I would LOVE to see a Founders at Work 2.0 - so many incredible companies have been built since that book was published. The iPhone had just been released, for instance.
It's not exactly Founders at Work 2.0, but I'm working on a book that's been heavily influenced by Founders at Work, as well as pg's "Do Things That Don't Scale" essay.
And yet, people buy SSDs even though they could get more memory in a HDD. Because they value speed over capacity.
"The Innovator's Dilemma" traces back the disk drive industry, and in each generation, people choose smaller memory capacity, for the sake of a smaller package (there used to be 8 inch drives, for example). The theoretical idea is that once users' need for performance is satisfied (it's "good enough"), they turn their attention to other issues - such as price, convenience/ease-of-use, customization etc.
It has happened with desktops: that's what caused the brief "netbook" popularity, and what made smartphones successful. Desktops had overshot what was needed for many tasks (browsing, email); but the smaller devices were just becoming powerful enough to manage. So although desktops were more powerful, that extra power didn't matter to many users.
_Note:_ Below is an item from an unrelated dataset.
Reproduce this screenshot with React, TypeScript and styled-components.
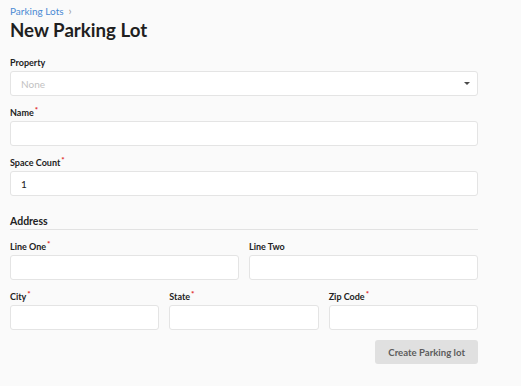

The underlying idea is twofold: (1) all technologies improve over time, as engineers find better ways to do things (Moore's law is just one example); (2) what users demand also increases over time, but at a slower rate
Therefore, if you start with new approach that really struggles with many tasks, eventually it will become powerful enough for what users need; during the same period, the old technology started off powerful enough, and became even more powerful - but users didn't care, because it was more than they needed (or, at least, they didn't want it as much as they wanted other qualities, like convenience etc).
Steve was pretty explicit to Tim Cook and others that they should never ask "what would Steve do". He knew what that kind of attitude did to Disney after Walt died. It destroyed their creativity for years.